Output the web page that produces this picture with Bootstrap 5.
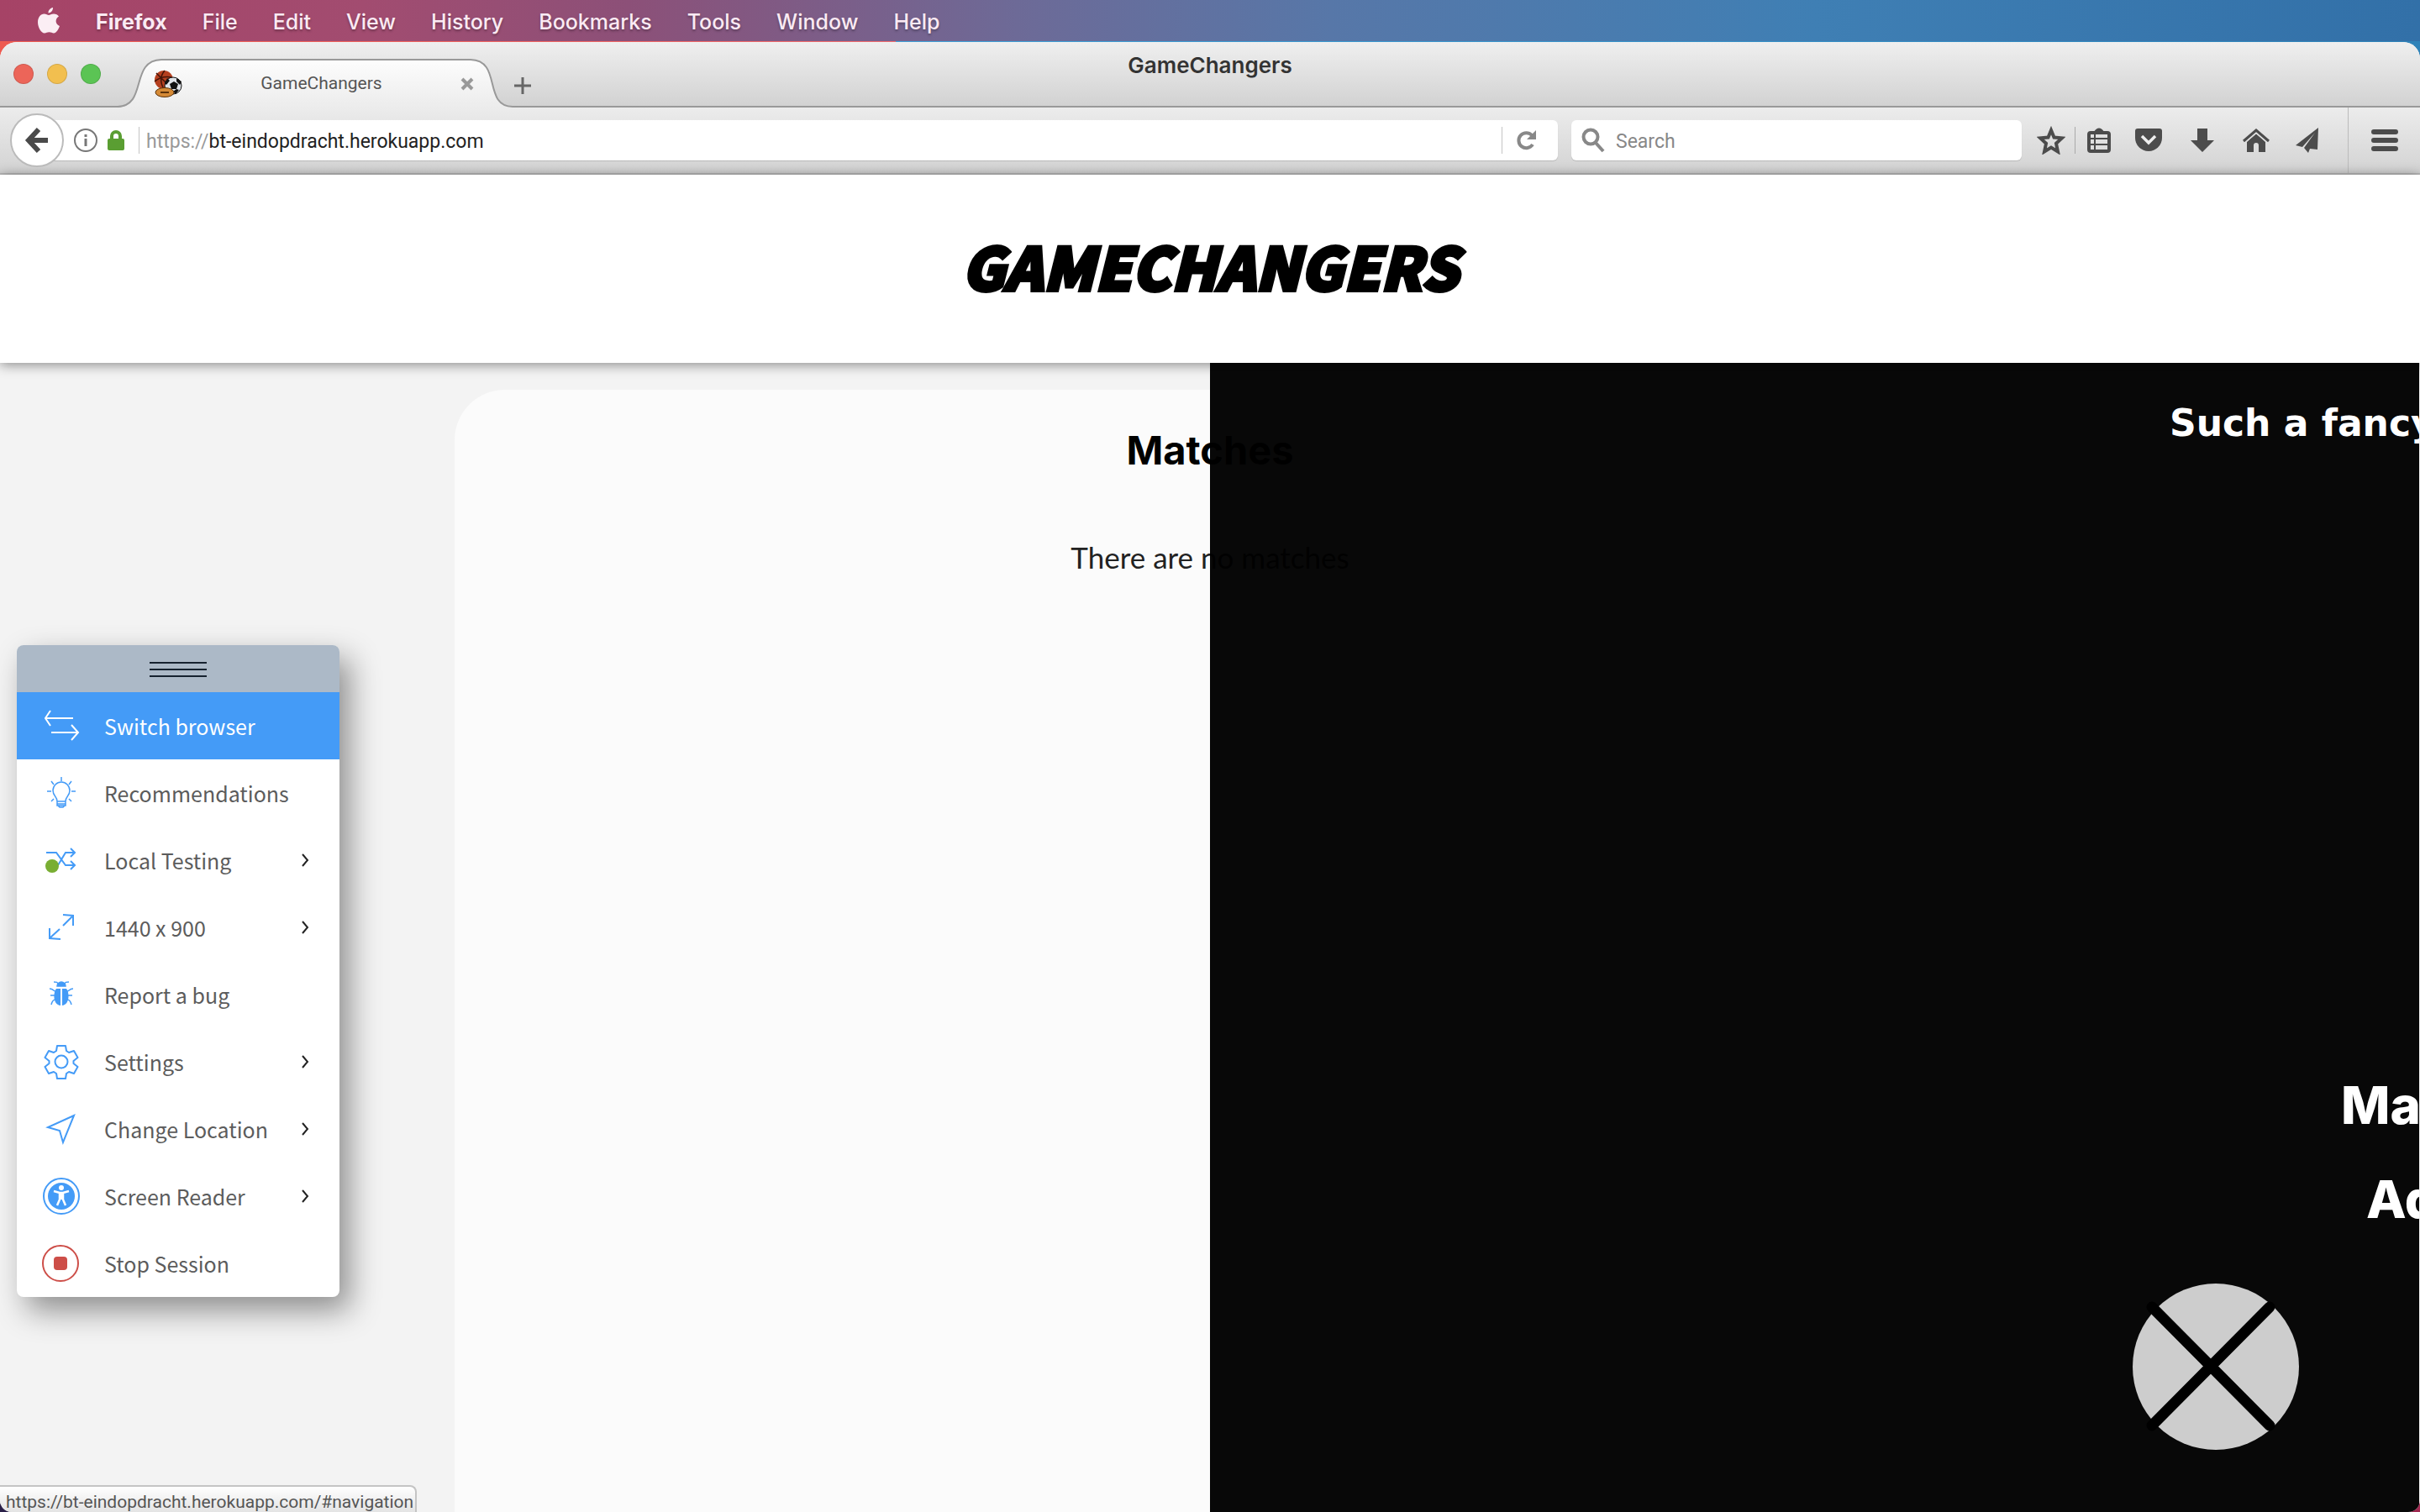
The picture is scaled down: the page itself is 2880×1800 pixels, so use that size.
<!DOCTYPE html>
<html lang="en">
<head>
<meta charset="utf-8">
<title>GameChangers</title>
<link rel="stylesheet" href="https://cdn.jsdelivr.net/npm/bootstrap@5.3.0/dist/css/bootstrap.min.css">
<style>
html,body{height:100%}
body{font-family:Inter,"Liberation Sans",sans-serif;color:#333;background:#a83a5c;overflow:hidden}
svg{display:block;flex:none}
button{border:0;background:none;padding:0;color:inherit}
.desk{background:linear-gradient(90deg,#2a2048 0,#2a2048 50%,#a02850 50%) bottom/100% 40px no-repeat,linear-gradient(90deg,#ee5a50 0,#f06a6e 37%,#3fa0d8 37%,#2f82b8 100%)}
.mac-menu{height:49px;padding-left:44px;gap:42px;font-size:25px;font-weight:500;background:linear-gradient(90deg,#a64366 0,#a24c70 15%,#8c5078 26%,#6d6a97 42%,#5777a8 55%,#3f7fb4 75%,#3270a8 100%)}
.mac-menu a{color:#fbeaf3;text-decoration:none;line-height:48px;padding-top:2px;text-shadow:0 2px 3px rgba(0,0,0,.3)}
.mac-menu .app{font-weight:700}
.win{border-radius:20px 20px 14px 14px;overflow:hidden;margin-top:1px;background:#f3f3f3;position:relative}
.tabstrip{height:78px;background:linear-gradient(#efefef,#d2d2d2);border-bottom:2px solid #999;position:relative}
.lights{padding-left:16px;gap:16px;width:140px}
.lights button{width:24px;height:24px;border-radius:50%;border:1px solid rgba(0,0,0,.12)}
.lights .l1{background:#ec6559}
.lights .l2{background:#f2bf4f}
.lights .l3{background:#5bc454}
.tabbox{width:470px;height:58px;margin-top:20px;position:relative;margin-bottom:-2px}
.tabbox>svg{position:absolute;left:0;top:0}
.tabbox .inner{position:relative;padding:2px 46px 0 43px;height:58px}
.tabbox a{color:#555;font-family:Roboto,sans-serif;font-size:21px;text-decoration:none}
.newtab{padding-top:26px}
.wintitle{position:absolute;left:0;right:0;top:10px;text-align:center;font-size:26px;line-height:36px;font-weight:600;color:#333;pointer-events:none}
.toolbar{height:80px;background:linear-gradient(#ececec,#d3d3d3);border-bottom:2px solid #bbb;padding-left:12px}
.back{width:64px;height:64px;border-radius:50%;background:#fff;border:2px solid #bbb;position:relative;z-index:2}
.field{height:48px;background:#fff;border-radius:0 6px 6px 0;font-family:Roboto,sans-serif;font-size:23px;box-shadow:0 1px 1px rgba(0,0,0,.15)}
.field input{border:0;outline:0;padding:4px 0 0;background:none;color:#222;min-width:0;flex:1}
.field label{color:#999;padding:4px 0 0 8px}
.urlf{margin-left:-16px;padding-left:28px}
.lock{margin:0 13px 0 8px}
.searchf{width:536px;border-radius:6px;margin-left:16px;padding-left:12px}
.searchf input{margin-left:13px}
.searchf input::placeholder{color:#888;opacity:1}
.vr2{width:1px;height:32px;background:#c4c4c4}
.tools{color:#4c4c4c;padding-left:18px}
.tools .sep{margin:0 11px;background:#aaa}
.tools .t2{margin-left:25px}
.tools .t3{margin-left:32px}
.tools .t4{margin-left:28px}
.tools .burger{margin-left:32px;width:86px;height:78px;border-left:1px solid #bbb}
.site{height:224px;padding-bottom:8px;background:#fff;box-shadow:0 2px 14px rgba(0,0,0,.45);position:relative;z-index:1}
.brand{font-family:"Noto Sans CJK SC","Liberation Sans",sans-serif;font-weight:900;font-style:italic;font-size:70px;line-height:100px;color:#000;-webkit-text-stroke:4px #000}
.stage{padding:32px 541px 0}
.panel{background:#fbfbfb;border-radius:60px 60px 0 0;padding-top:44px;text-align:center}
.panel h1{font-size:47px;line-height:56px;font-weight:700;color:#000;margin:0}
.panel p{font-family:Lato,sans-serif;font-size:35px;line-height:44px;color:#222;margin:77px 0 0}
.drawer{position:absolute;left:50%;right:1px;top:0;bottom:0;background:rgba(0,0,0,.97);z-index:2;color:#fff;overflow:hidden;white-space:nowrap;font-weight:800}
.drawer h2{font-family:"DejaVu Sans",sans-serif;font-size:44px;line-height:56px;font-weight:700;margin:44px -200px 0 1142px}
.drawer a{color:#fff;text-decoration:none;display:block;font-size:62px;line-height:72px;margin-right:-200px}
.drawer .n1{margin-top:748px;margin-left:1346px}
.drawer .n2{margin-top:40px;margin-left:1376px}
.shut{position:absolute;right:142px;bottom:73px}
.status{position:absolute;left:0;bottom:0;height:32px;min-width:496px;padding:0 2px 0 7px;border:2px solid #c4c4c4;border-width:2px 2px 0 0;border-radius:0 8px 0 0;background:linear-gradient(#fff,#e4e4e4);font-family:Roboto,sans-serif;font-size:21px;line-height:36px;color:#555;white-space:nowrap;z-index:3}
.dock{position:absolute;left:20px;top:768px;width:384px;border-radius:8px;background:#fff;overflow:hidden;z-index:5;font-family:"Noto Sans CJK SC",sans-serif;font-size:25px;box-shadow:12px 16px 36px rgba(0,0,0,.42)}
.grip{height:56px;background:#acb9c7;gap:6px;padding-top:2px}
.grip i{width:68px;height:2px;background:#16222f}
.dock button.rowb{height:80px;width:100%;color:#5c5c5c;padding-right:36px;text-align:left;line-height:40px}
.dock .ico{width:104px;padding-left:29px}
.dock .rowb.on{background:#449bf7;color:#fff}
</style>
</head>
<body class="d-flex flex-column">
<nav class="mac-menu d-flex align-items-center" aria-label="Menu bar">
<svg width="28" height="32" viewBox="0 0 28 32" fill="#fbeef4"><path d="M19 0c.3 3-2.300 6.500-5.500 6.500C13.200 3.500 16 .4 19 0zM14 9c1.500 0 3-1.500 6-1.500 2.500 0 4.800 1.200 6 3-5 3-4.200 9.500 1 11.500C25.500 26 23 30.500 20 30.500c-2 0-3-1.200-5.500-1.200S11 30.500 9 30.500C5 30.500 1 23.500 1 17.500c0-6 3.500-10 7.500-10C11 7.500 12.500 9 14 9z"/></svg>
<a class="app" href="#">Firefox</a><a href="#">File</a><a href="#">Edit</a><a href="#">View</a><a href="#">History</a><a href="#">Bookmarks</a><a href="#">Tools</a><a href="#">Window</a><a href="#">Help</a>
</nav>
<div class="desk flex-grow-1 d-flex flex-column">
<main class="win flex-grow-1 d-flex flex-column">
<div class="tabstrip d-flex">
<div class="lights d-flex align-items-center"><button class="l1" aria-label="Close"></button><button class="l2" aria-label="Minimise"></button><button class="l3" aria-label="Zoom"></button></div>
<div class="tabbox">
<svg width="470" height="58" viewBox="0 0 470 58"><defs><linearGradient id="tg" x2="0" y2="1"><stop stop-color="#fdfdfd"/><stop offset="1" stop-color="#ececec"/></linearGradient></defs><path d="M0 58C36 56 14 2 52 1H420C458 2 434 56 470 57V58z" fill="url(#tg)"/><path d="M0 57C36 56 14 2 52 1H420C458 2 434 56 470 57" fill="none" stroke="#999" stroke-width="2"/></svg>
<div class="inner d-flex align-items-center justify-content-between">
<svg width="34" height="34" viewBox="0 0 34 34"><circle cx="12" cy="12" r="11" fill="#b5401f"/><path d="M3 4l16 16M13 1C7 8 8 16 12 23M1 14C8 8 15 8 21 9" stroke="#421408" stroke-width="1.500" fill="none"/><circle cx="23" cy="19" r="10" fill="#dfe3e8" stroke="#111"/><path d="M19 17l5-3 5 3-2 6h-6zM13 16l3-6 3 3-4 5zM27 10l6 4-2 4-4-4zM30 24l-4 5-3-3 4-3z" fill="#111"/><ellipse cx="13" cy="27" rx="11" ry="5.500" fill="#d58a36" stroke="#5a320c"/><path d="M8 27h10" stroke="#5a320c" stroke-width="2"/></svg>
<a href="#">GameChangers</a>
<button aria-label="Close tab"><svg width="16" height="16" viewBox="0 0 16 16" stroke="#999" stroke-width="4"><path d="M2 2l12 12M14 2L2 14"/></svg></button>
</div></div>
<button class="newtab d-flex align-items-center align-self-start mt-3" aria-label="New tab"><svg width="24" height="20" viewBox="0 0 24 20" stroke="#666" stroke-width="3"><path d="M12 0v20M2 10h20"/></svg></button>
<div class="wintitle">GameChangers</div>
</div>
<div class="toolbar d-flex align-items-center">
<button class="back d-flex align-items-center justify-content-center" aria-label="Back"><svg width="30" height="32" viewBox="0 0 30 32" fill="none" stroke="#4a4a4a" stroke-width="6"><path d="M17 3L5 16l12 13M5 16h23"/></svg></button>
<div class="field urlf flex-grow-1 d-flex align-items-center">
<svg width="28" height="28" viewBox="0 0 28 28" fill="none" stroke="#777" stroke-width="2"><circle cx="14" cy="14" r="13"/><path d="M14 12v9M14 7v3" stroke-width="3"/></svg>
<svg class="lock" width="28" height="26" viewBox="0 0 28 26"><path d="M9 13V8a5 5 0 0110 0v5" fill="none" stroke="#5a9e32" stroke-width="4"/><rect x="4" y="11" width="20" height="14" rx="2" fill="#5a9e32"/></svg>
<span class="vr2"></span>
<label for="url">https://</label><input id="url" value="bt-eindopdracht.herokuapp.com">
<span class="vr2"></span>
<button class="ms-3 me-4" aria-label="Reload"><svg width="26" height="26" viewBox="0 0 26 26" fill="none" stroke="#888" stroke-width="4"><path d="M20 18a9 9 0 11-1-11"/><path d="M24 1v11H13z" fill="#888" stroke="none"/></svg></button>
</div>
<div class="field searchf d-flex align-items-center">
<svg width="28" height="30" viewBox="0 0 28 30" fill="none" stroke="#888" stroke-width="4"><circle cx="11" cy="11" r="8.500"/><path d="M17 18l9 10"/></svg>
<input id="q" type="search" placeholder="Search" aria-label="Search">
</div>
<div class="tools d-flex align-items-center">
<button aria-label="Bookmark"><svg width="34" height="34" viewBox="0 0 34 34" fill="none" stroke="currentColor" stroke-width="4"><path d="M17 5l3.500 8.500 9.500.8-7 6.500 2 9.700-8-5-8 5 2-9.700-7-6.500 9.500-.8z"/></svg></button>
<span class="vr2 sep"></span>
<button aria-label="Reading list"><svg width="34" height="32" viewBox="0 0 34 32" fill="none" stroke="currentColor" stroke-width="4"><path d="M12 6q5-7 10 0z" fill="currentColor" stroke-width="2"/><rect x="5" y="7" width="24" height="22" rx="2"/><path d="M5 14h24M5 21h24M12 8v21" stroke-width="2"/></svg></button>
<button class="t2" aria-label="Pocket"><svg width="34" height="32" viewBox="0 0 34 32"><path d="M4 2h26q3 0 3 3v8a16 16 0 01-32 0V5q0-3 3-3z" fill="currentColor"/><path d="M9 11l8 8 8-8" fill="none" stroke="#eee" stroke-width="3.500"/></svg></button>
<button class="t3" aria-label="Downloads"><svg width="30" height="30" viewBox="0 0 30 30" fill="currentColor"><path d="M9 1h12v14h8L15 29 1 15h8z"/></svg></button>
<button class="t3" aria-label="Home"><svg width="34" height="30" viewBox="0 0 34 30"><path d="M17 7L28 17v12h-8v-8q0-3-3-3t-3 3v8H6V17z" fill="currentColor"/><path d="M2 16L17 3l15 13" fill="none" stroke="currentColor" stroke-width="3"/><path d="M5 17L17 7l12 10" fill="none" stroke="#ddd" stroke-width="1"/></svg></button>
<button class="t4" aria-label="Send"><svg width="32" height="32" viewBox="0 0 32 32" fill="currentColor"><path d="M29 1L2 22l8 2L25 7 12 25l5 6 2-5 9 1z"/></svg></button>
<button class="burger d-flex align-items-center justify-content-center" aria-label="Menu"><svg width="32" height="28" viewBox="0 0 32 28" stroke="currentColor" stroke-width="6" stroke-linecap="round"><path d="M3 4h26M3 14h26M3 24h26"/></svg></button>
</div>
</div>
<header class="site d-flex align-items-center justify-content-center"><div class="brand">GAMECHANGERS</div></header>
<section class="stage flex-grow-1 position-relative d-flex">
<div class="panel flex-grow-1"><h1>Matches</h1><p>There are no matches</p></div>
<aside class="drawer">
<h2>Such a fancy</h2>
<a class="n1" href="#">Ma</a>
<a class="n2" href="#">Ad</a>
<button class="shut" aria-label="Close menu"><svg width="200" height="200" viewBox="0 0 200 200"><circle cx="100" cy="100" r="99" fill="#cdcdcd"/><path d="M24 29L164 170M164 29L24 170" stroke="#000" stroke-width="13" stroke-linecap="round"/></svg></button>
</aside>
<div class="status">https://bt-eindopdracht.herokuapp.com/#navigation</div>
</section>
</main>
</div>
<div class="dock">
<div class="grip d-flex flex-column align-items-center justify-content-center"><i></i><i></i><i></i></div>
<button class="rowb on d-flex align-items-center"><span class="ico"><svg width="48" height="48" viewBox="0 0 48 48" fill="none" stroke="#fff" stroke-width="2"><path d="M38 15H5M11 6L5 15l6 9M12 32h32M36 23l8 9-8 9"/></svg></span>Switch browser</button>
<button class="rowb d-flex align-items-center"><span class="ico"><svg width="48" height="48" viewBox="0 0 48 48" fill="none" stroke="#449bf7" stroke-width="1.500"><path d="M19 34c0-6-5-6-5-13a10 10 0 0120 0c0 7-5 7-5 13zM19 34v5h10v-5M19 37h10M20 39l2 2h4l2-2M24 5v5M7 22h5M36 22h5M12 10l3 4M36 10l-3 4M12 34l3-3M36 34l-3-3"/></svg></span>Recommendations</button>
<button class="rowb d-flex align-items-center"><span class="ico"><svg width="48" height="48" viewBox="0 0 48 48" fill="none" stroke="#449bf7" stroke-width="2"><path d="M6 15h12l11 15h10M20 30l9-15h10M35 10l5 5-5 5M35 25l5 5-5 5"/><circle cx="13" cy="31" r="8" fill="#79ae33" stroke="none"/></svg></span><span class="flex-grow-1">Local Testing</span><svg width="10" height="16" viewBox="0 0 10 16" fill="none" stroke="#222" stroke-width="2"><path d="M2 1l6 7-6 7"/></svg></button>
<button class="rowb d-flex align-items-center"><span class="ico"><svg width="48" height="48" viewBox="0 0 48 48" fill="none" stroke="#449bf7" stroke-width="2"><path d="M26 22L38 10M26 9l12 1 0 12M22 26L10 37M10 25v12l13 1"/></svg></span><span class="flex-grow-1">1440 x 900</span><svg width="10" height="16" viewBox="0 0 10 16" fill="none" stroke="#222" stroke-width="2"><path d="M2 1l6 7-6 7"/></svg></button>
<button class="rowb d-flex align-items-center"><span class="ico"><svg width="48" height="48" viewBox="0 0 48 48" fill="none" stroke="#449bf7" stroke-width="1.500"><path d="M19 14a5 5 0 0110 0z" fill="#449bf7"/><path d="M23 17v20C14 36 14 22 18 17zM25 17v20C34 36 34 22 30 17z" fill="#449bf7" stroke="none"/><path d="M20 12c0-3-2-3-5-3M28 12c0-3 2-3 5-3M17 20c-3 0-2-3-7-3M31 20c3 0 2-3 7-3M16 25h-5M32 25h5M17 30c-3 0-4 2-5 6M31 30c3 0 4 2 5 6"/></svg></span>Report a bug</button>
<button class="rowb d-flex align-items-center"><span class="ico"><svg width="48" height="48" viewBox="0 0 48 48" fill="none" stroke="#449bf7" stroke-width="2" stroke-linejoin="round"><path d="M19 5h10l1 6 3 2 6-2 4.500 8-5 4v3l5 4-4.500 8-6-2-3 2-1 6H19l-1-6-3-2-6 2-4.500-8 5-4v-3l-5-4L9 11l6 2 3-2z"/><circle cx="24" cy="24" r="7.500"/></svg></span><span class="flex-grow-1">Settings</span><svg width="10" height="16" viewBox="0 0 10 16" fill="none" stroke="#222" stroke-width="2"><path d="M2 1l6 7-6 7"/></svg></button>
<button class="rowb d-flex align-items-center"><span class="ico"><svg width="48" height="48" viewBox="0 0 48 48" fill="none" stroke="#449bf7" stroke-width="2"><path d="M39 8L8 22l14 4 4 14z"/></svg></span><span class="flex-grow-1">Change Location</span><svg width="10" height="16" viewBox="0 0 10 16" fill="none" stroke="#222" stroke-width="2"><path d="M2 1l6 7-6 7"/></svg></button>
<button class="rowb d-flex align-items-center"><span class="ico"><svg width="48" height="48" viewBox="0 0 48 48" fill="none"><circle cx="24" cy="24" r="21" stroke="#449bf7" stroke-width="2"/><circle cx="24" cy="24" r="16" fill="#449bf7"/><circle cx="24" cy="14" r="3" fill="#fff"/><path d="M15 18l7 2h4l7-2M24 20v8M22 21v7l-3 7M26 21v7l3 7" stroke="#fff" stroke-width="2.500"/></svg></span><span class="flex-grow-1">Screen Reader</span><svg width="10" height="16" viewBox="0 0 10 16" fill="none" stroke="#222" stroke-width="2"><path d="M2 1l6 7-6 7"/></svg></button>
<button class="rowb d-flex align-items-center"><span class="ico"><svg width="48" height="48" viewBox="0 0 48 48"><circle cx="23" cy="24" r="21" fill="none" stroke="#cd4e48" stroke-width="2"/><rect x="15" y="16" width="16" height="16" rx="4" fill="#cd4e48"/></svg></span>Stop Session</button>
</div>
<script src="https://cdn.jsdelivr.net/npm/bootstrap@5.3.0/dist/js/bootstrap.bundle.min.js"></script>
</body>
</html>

## EXERCISE
Copy every line of the listing where the word "that" appears.

## TASK SOLUTION
Output the web page that produces this picture with Bootstrap 5.
The picture is scaled down: the page itself is 2880×1800 pixels, so use that size.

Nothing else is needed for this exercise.